A mix of men and women in the boardroom makes for a more successful company. Organisations in the top quartile for gender diversity are 15% more likely to have financial returns above their respective national industry medians, according to McKinsey research.

Creating a level playing field includes encouraging women to take credit where it is due. Consider Dove’s hugely successful Campaign for Real Beauty, which Daryl Fielding, now an adviser at The Marketing Academy, devised and executed when at Ogilvy & Mather. The effects of this are still benefiting the personal care products firm today, more than a decade after the campaign’s creation. Fielding told a Chartered Institute of Marketing discussion paper on Women in Marketing: “I felt I deserved the credit for leading the campaign, but I had to force myself to own it.
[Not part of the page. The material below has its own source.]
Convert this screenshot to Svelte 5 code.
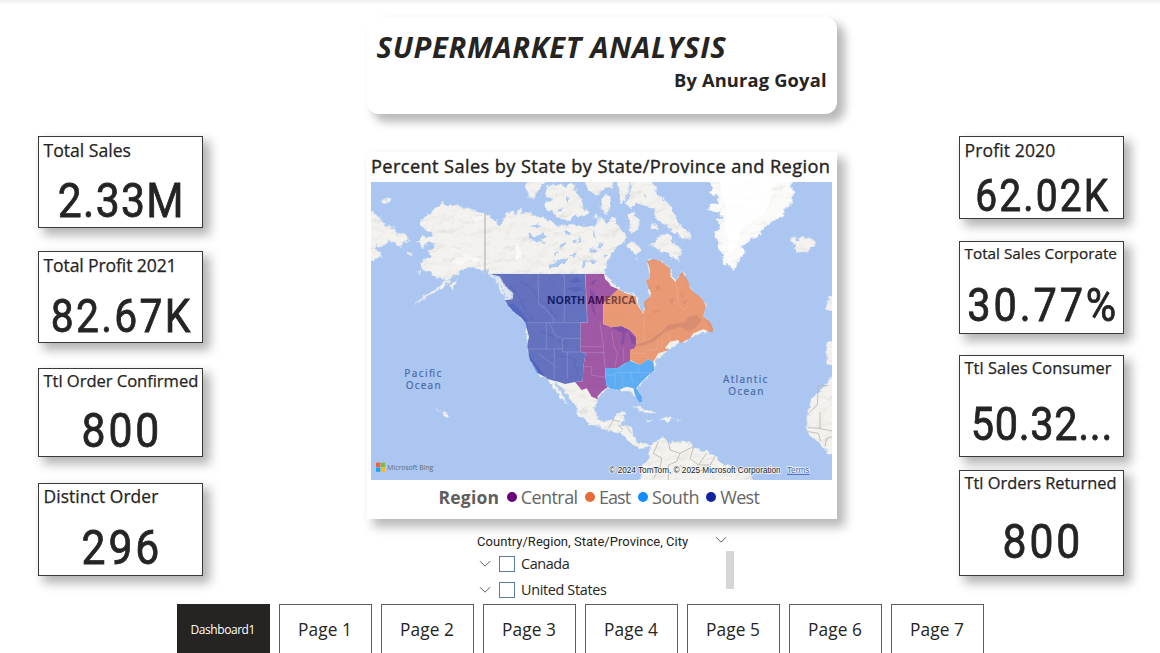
<script>
  // y positions: card top edge and height, label baseline, figure cap height and baseline
  const left = [
    { label: 'Total Sales', w: 87, size: 17.6, lb: 157, value: '2.33M', vw: 126, cap: 34.5, vb: 218.3, top: 136.4, h: 91.6 },
    { label: 'Total Profit 2021', w: 133, size: 17.6, lb: 272, value: '82.67K', vw: 140, cap: 33, vb: 332.3, top: 251.4, h: 91.6 },
    { label: 'Ttl Order Confirmed', w: 155, size: 16.6, lb: 387, value: '800', vw: 78, cap: 34.5, vb: 447.8, top: 367.6, h: 89.4 },
    { label: 'Distinct Order', w: 115, size: 17.4, lb: 503, value: '296', vw: 78, cap: 34.5, vb: 565.3, top: 483, h: 93 }
  ];
  const right = [
    { label: 'Profit 2020', w: 91, size: 17.6, lb: 157, value: '62.02K', vw: 133, cap: 31.5, vb: 211.3, top: 136.4, h: 82.6 },
    { label: 'Total Sales Corporate', w: 152, size: 15.3, lb: 259.3, value: '30.77%', vw: 149, cap: 33.5, vb: 321.5, top: 241.4, h: 92.6 },
    { label: 'Ttl Sales Consumer', w: 147, size: 16.4, lb: 374, value: '50.32...', vw: 142, cap: 33.5, vb: 440.5, top: 355.4, h: 101.6 },
    { label: 'Ttl Orders Returned', w: 152, size: 16.4, lb: 489, value: '800', vw: 78, cap: 34.5, vb: 558.5, top: 470.4, h: 105.2 }
  ];
  const legend = [
    { name: 'Central', color: '#6b007b', w: 57.5, m: 0 },
    { name: 'East', color: '#e66c37', w: 32, m: 7 },
    { name: 'South', color: '#118dff', w: 47.5, m: 7 },
    { name: 'West', color: '#12239e', w: 40, m: 7 }
  ];
  const places = [{ name: 'Canada', w: 49 }, { name: 'United States', w: 86 }];
  const pages = [1, 2, 3, 4, 5, 6, 7];

  // Spreads the letters so that the text takes the given width.
  function fit(node, { w, sx = 1 }) {
    const n = node.textContent.length;
    const ls = (w / sx - node.offsetWidth) / (n - 1);
    node.style.letterSpacing = ls + 'px';
    node.style.marginRight = -ls + 'px';
  }
  const gap = (list, i) => (i ? list[i].top - list[i - 1].top - list[i - 1].h : list[0].top);
  const labelTop = (c) => c.lb - c.top - 1 - 12 - 0.388 * c.size;
  const valueTop = (c) => c.vb - c.top - 1 - 24 - labelTop(c) - (0.8418 * c.cap) / 0.711;
</script>

{#snippet cards(list)}
  <div class="column">
    {#each list as c, i}
      <section class="card" style="margin-top:{gap(list, i)}px;height:{c.h}px">
        <div class="label" style="margin-top:{labelTop(c)}px;font-size:{c.size}px"><span use:fit={{ w: c.w }}>{c.label}</span></div>
        <div class="value" style="margin-top:{valueTop(c)}px;font-size:{c.cap / 0.711}px"><span use:fit={{ w: c.vw, sx: 0.88 }}>{c.value}</span></div>
      </section>
    {/each}
  </div>
{/snippet}

{#snippet chevron()}
  <svg class="chev" width="12" height="8" viewBox="0 0 12 8"><path d="M1 1.2 6 6.2 11 1.2" /></svg>
{/snippet}

<main>
  <div class="board">
    {@render cards(left)}

    <div class="center">
      <header>
        <h1><span use:fit={{ w: 349 }}>SUPERMARKET ANALYSIS</span></h1>
        <p><span use:fit={{ w: 152.5 }}>By Anurag Goyal</span></p>
      </header>

      <section class="mapcard">
        <h2><span use:fit={{ w: 459 }}>Percent Sales by State by State/Province and Region</span></h2>
        <svg class="map" width="461" height="298" viewBox="33 111 1383 894" preserveAspectRatio="none">
          <defs>
            <filter id="coast" x="-5%" y="-5%" width="110%" height="110%">
              <feTurbulence type="fractalNoise" baseFrequency="0.06" numOctaves="3" seed="4" result="n" />
              <feDisplacementMap in="SourceGraphic" in2="n" scale="20" xChannelSelector="R" yChannelSelector="G" />
            </filter>
            <filter id="relief" x="0" y="0" width="100%" height="100%">
              <feTurbulence type="fractalNoise" baseFrequency="0.018 0.035" numOctaves="3" seed="9" result="t" />
              <feDiffuseLighting in="t" surfaceScale="9" diffuseConstant="1.08" lighting-color="#ffffff" result="l">
                <feDistantLight azimuth="235" elevation="65" />
              </feDiffuseLighting>
              <feComposite in="l" in2="SourceAlpha" operator="in" />
            </filter>
            <g id="land">
              <path d="M20 195 60 215 75 240 100 250 110 265 135 265 148 280 140 290 125 290 130 303 115 305 100 290 85 285 75 300 60 308 50 300 40 308 65 325 65 340 20 350ZM62 170 75 160 90 168 80 175Z" />
              <path d="M178 230 195 220 205 205 225 195 240 182 250 170 262 182 290 180 320 190 350 200 375 207 395 215 410 235 425 245 430 225 440 205 455 200 465 210 480 190 490 205 515 200 520 215 550 215 575 235 610 243 640 240 660 245 690 240 705 240 712 222 722 215 740 235 755 222 768 218 770 240 790 262 800 272 790 290 770 305 755 330 740 345 735 387 735 400 400 400 385 380 360 377 340 367 325 370 300 377 295 390 280 394 265 405 250 400 235 402 225 398 215 385 190 375 180 355 195 345 215 335 205 320 225 300 210 290 190 305 170 290 185 275 205 280 220 270 205 255 185 245Z" />
              <path d="M265 403 270 412 250 428 225 440 195 460 160 481 190 455 225 432 248 410ZM268 420 285 405 288 420 275 432ZM170 380 182 376 180 386ZM135 325 155 322 158 330 145 332Z" />
              <path d="M500 105 560 105 545 125 535 140 525 145 520 165 505 155 497 135ZM555 150 565 120 600 118 615 125 635 111 650 135 665 165 670 190 690 200 675 215 650 210 630 225 600 225 580 205 560 195 555 175 575 165ZM675 105 765 105 755 125 735 130 715 150 700 145 680 130ZM725 160 740 145 752 165 752 185 738 208 722 195ZM700 205 716 210 712 225 700 220ZM775 105 810 105 805 140 795 165 785 180 775 160Z" />
              <path d="M815 105 870 105 885 130 895 150 915 165 930 180 940 190 935 205 955 225 960 240 975 255 990 262 985 280 970 285 955 265 935 260 930 245 905 235 890 215 880 195 850 180 830 175 815 190 800 175 810 150ZM805 215 820 200 835 225 835 255 815 265 805 245ZM800 300 815 285 835 305 845 320 825 330 805 310ZM825 340 832 336 830 345ZM873 237 892 235 890 255 875 255ZM865 300 890 290 905 265 930 270 945 300 965 310 965 325 950 335 960 345 935 340 925 325 905 320 885 303Z" />
              <path class="ice" d="M1045 105H1295L1300 150 1295 180 1280 190 1270 215 1250 220 1230 235 1210 250 1195 275 1170 285 1150 300 1155 325 1140 340 1130 365 1120 375 1105 360 1090 355 1085 330 1075 310 1080 290 1060 275 1065 260 1080 255 1072 225 1085 220 1080 200 1060 205 1045 190 1055 175 1075 170 1070 150 1050 145 1060 130Z" />
              <path d="M1292 280 1305 275 1308 285 1325 280 1345 275 1360 282 1367 295 1355 310 1330 325 1310 320 1300 308 1305 297 1290 290ZM1397 475 1410 455 1430 455V495H1402ZM1400 595 1430 590V660L1400 655Z" />
              <path d="M400 387 735 387 780 435 830 455 850 507 870 455 860 408 870 400 862 348 900 347 930 370 947 412 967 381 990 430 1037 480 1030 515 1060 553 990 580 925 610 883 655 883 675 828 730 847 770 825 750 775 733 742 727 714 763 705 790 710 815 735 830 760 825 768 805 793 802 790 820 785 838 815 845 820 870 835 895 860 895 868 907 840 912 805 890 785 865 750 857 690 838 650 805 650 785 625 755 600 725 580 708 612 755 622 782 605 765 585 735 565 703 535 685 503 620 498 535 440 475Z" />
              <path d="M868 900 895 882 910 880 930 890 980 890 1000 905 1040 922 1070 935 1080 955 1130 970 1170 990 1190 1020H835L845 985 850 960 868 935ZM1430 690 1405 700 1400 720 1375 738 1355 765 1340 805 1342 850 1345 868 1375 892 1400 918 1430 940Z" />
              <path d="M815 784 845 786 875 798 892 807 870 808 845 797ZM900 824 920 812 945 820 925 829ZM862 823 880 825 865 830ZM953 823 963 827 953 829ZM248 800 256 802 268 813 260 819ZM228 793 236 796 230 798Z" />
            </g>
          </defs>
          <rect x="33" y="111" width="1383" height="894" fill="#abc7f1" />
          <g filter="url(#coast)">
            <use href="#land" fill="#f3f2ee" stroke="#c4d6f2" stroke-width="2" />
            <use href="#land" filter="url(#relief)" style="mix-blend-mode:multiply" opacity=".28" />
            <path d="M1080 105H1255L1235 150 1225 190 1190 220 1150 250 1130 300 1105 335 1100 280 1095 240 1100 190 1088 150Z" fill="#fff" opacity=".85" />
            <path d="M335 222 375 208 378 218 345 232ZM465 290 480 300 485 340 468 345ZM275 350 320 325 360 345 370 358 330 345 290 362Z" fill="#fff" opacity=".55" />
            <g fill="#aec9f1">
              <path d="M505 265 525 275 550 262 560 275 540 285 555 298 525 290 500 275ZM515 240 530 235 545 243 530 250ZM565 360 590 345 625 340 620 352 595 360 570 375ZM600 300 612 285 618 300 605 310ZM655 270 665 290 655 300ZM610 255 635 260 620 270ZM630 330 650 322 640 338ZM690 310 712 318 700 325ZM680 350 715 345 700 355ZM715 290 728 300 718 308ZM665 370 675 340 680 365ZM700 262 710 268 700 275Z" />
              <path d="M590 195 610 190 605 200ZM850 145 865 160 855 162ZM620 150 628 170 618 165ZM730 330 745 326 735 340ZM583 325 592 318 590 335ZM640 290 648 280 650 295Z" />
            </g>
          </g>
          <g class="borders">
            <path d="M375 207V378" stroke="#a9a9a7" stroke-width="3" />
            <path d="M745 850 760 825 780 830M790 855 775 840M800 845 815 865M895 890 880 925 905 940 900 970 880 1000M925 890 930 915 960 925 1000 905M960 925 950 950 925 960 925 1005M1000 910 990 940 1015 960 1040 925M1015 960 1050 960 1065 935M960 960 990 980 1030 975" />
            <path d="M1405 722H1375L1372 780 1345 805M1380 800V850L1345 848M1345 860 1375 865 1382 890M1375 850 1416 858M1395 905 1400 880 1416 875" />
          </g>

          <g opacity=".82">
            <path fill="#4656b6" d="M390 387H676L682 533H662V621L677 623 670 665 668 709 645 711 615 717 595 710 565 703 555 695 535 685 525 665 510 645 505 620 502 600 507 575 500 550 498 535 480 515 460 500 440 475 435 465 457 463 460 445 435 425 420 395Z" />
            <path fill="#8f3896" d="M676 387H732L735 402 748 415 752 423 775 433 730 475V537L755 547 785 543 810 555 828 575 830 600 822 612 810 615V650L795 655 772 670H735L738 715 742 727 725 740 712 755 714 763 695 755 680 730 665 735 655 723 645 711 668 709 670 665 677 623 662 621V533H682Z" />
            <path fill="#e8875a" d="M775 433 795 445 815 450 828 455 830 475 842 495 850 507 855 490 852 470 870 455 873 445 865 425 858 408 870 400V375L862 348 880 343 900 347 912 357 930 370 932 395 947 412 960 390 967 381 985 410 990 430 1005 445 1025 460 1037 480 1030 515 1050 530 1060 553 1057 563 1030 553 1000 565 990 580 960 595 955 585 930 590 915 608 925 615 895 625 880 650 865 643 840 660 810 645V615L822 612 830 600 828 575 810 555 785 543 755 547 730 537V475Z" />
            <path fill="#3d9ff7" d="M810 647 840 660 865 643 880 650 883 675 860 695 845 710 828 730 845 755 847 770 838 772 825 750 820 730 800 725 775 735 742 727 738 715 735 668 772 670 795 655Z" />
          </g>
          <path d="M440 480 460 475 485 500 503 528 500 545 490 520 465 500ZM505 625 520 650 540 672 555 695 530 683 510 645Z" fill="#3f5bc4" opacity=".45" />
          <path d="M755 547 785 543 808 558 795 565 792 595 783 600 788 565ZM805 560 826 576 828 598 815 595ZM690 430 705 445 700 480 710 515 695 495ZM690 412 710 402 700 420Z" fill="#5c3aa6" opacity=".35" />
          <path d="M825 600 870 585 905 560 925 540 975 530 985 515 1010 510 1025 525 1005 550 985 560 960 545 915 560 880 590 840 605Z" fill="#a8686c" opacity=".25" />
          <path d="M625 410 650 395 665 410 645 415ZM620 430 655 425 670 435 640 440Z" fill="#3448b0" opacity=".25" />
          <path d="M885 425 900 418 895 440ZM925 465 945 460 935 480ZM960 440 975 460 965 455ZM965 470 980 465 975 480ZM875 500 900 495 890 505Z" fill="#a8686c" opacity=".2" />
          <path class="shade" d="M485 410 515 430 530 455 560 480 590 520M450 420 480 460 500 500 520 525M545 560 580 575 620 600M520 655 550 690M590 630 640 640 655 690" />
          <path class="states" d="M498 533H682M534 387 536 475 560 495 580 520 580 533M613 387V533M676 387 682 533M559 533V612M503 612H607M568 533 580 560 590 580 605 572M607 580H662M607 580V621H662M583 612V660L582 700M622 621V700M583 662 535 625M662 605H725M677 623H735M670 665H695M720 533 730 600 735 668M755 560 762 605 772 625 765 668M790 610V650M695 665V690L735 697M735 690H765M765 683V727M785 685 790 727M810 680 820 715M770 683H880M795 655 770 683M830 665 840 685M810 625H860M850 615H890L895 590M855 630 870 645M905 580V610M925 565 930 590M852 507V590M950 430 955 480 975 495 985 480M950 430 945 412" />
          <path class="bc" d="M403 392 418 396 428 413 442 430 457 444 455 460 440 458 430 443 424 424 408 412Z" />

          <g class="name" font-size="34">
            <text x="561" y="478" textLength="114" lengthAdjust="spacingAndGlyphs">NORTH</text>
            <text x="683" y="478" textLength="50" lengthAdjust="spacingAndGlyphs" fill="#40104f">AM</text>
            <text x="734" y="478" textLength="93" lengthAdjust="spacingAndGlyphs" fill="#7c4440">ERICA</text>
          </g>
          <g class="sea" font-size="30">
            <text x="133" y="696" textLength="111">Pacific</text>
            <text x="137" y="733" textLength="105">Ocean</text>
            <text x="1089" y="713" textLength="133">Atlantic</text>
            <text x="1105" y="750" textLength="105">Ocean</text>
          </g>
          <path fill="#f2603a" d="M48 953h13v13H48z" /><path fill="#84bb3c" d="M62.500 953h13v13h-13z" />
          <path fill="#1da4ec" d="M48 967.500h13v13H48z" /><path fill="#fbb91b" d="M62.500 967.500h13v13h-13z" />
          <text class="bing" x="82" y="975" font-size="23.500" textLength="138" lengthAdjust="spacingAndGlyphs">Microsoft Bing</text>
          <g class="copy" font-size="25">
            <text x="748" y="984" textLength="514" lengthAdjust="spacingAndGlyphs">© 2024 TomTom, © 2025 Microsoft Corporation</text>
            <text x="1281" y="984" textLength="67" lengthAdjust="spacingAndGlyphs" class="terms">Terms</text>
          </g>
          <path d="M1281 988H1348" stroke="#3f62b8" stroke-width="3" />
        </svg>
        <div class="legend">
          <b><span use:fit={{ w: 60 }}>Region</span></b>
          {#each legend as item}
            <i style="background:{item.color};margin-left:{item.m}px"></i><span class="item" style="width:{item.w}px"><span use:fit={{ w: item.w }}>{item.name}</span></span>
          {/each}
        </div>
      </section>

      <section class="slicer">
        <div class="head"><span class="title"><span use:fit={{ w: 211.5 }}>Country/Region, State/Province, City</span></span>{@render chevron()}</div>
        <div class="body">
          <ul>
            {#each places as p}
              <li>{@render chevron()}<span class="box"></span><span use:fit={{ w: p.w }}>{p.name}</span></li>
            {/each}
          </ul>
          <div class="scroll"></div>
        </div>
      </section>
    </div>

    {@render cards(right)}
  </div>

  <nav>
    <button class="active"><span use:fit={{ w: 65 }}>Dashboard1</span></button>
    {#each pages as n}
      <button><span use:fit={{ w: 53.5 }}>Page {n}</span></button>
    {/each}
  </nav>
</main>

<style>
  :global(body) { margin: 0; background: #fff; }
  main {
    width: 1160px; height: 653px; overflow: hidden; display: flex; flex-direction: column;
    background: linear-gradient(#ececec, #fff 4px); color: #252423;
    font-family: 'Open Sans', 'Noto Sans', sans-serif; white-space: nowrap;
  }
  main span { display: inline-block; }
  .board { height: 604px; flex: none; display: flex; padding-left: 38px; }
  .column { width: 165px; flex: none; display: flex; flex-direction: column; }
  .card {
    box-sizing: border-box; flex: none; border: 1px solid #3b3a39; background: #fff;
    box-shadow: 6px 6px 10px 1px rgba(0, 0, 0, .3);
  }
  .label { height: 24px; line-height: 24px; padding-left: 4.500px; -webkit-text-stroke: .25px #252423; }
  .value { line-height: 1; display: flex; justify-content: center; font-family: Roboto, sans-serif; font-weight: 400; -webkit-text-stroke: .8px #252423; }
  .value span { transform: scaleX(.88); }

  .center { width: 470px; flex: none; margin: 0 122px 0 164px; display: flex; flex-direction: column; }
  header {
    box-sizing: border-box; height: 97.500px; margin-top: 16.500px; flex: none; border-radius: 12px; background: #fff;
    padding: 10px 10.500px 0 9.500px; box-shadow: 7px 7px 10px 1px rgba(0, 0, 0, .28);
  }
  h1 { margin: 0; font-size: 29.200px; line-height: 40px; font-weight: 700; font-style: italic; }
  p { margin: 3px 0 0; font-size: 18.300px; line-height: 20px; font-weight: 700; text-align: right; }
  .mapcard {
    box-sizing: border-box; height: 366.500px; margin-top: 38px; flex: none; background: #fff;
    padding: 3px 0 0 4px; box-shadow: 7px 7px 10px 1px rgba(0, 0, 0, .28);
  }
  h2 { margin: 0; height: 27px; line-height: 22px; font-size: 18.200px; font-weight: 400; -webkit-text-stroke: .4px #252423; }
  .map { display: block; }
  .ice { fill: #fbfbfa; }
  .borders { fill: none; stroke: #b9b6ae; stroke-width: 2.500; }
  .name { font-weight: 700; fill: #151e66; }
  .states { fill: none; stroke: #d5cde8; stroke-width: 2; opacity: .35; }
  .shade { fill: none; stroke: #2c3f9c; stroke-width: 4; opacity: .12; }
  .bc { fill: #dfe6ef; stroke: #b4c9ec; stroke-width: 4; stroke-dasharray: 8 5; }
  .sea { font-family: 'Noto Sans', 'Open Sans', sans-serif; fill: #4d6dab; stroke: #4d6dab; stroke-width: .6; }
  .bing { fill: #686868; }
  .copy { font-family: 'Liberation Sans', Arial, sans-serif; fill: #222; stroke: #f5f7fa; stroke-width: 4; paint-order: stroke; }
  .terms { fill: #3f62b8; }

  .legend { display: flex; align-items: center; height: 34px; padding-left: 67.500px; font-size: 18px; color: #666; }
  .legend b { width: 60px; margin-right: 8.500px; font-size: 17.500px; color: #605e5c; }
  .legend i { width: 10px; height: 10px; border-radius: 50%; margin-right: 3.800px; flex: none; }
  .item { flex: none; }

  .slicer { margin: 12px 0 0 110px; height: 72px; }
  .head { display: flex; height: 20px; font: 400 13px/21px Roboto, sans-serif; }
  .title { width: 238px; }
  .head .chev { margin-top: 5px; }
  .chev { flex: none; fill: none; stroke: #605e5c; stroke-width: 1; }
  .body { display: flex; width: 257px; justify-content: space-between; }
  ul { margin: 0; padding: 0 0 0 2px; list-style: none; }
  li { display: flex; align-items: center; height: 26px; font-size: 14.400px; }
  .box { box-sizing: border-box; width: 16px; height: 16px; margin: 0 6px 0 8px; border: 1px solid #5b7fa3; }
  .scroll { width: 8px; height: 38px; background: #d6d6d6; }

  nav { display: flex; gap: 9px; padding-left: 176.500px; height: 49px; }
  button {
    box-sizing: border-box; width: 93px; height: 51px; flex: none; padding: 0 0 1px; border: 1px solid #605e5c;
    background: #fff; color: #252423; font: 400 17.300px 'Open Sans', sans-serif;
  }
  .active { background: #252423; border-color: #252423; color: #fff; font-size: 12px; }
</style>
This was uncomfortable because it challenged my values – and caused considerable stress at the time.”

Key tips for advancing female leaders

Culture change is as important as legislation or quotas. “It takes time for organisational behaviours to change, for biases to be realised and for women to be retained in roles, return from childcare responsibilities, or be promoted to senior leadership,” says Ade Onilude.

Many women are now establishing businesses as a way to achieve flexibility. “A huge number of start-ups are created by mothers when they’ve had a child and realise going back to 9 – 5 jobs won’t work for them,” says Eluned Parrott. “They want to drive an independent, creative life and that’s why we now see many female entrepreneurs taking the plunge.”

Companies with diverse workforces perform better financially. The McKinsey research suggests that “greater gender diversity on the senior-executive team corresponded to the highest performance uplift in our data set: for every 10% increase in gender diversity, EBIT [earnings before interest and tax] rose by 3.5%”.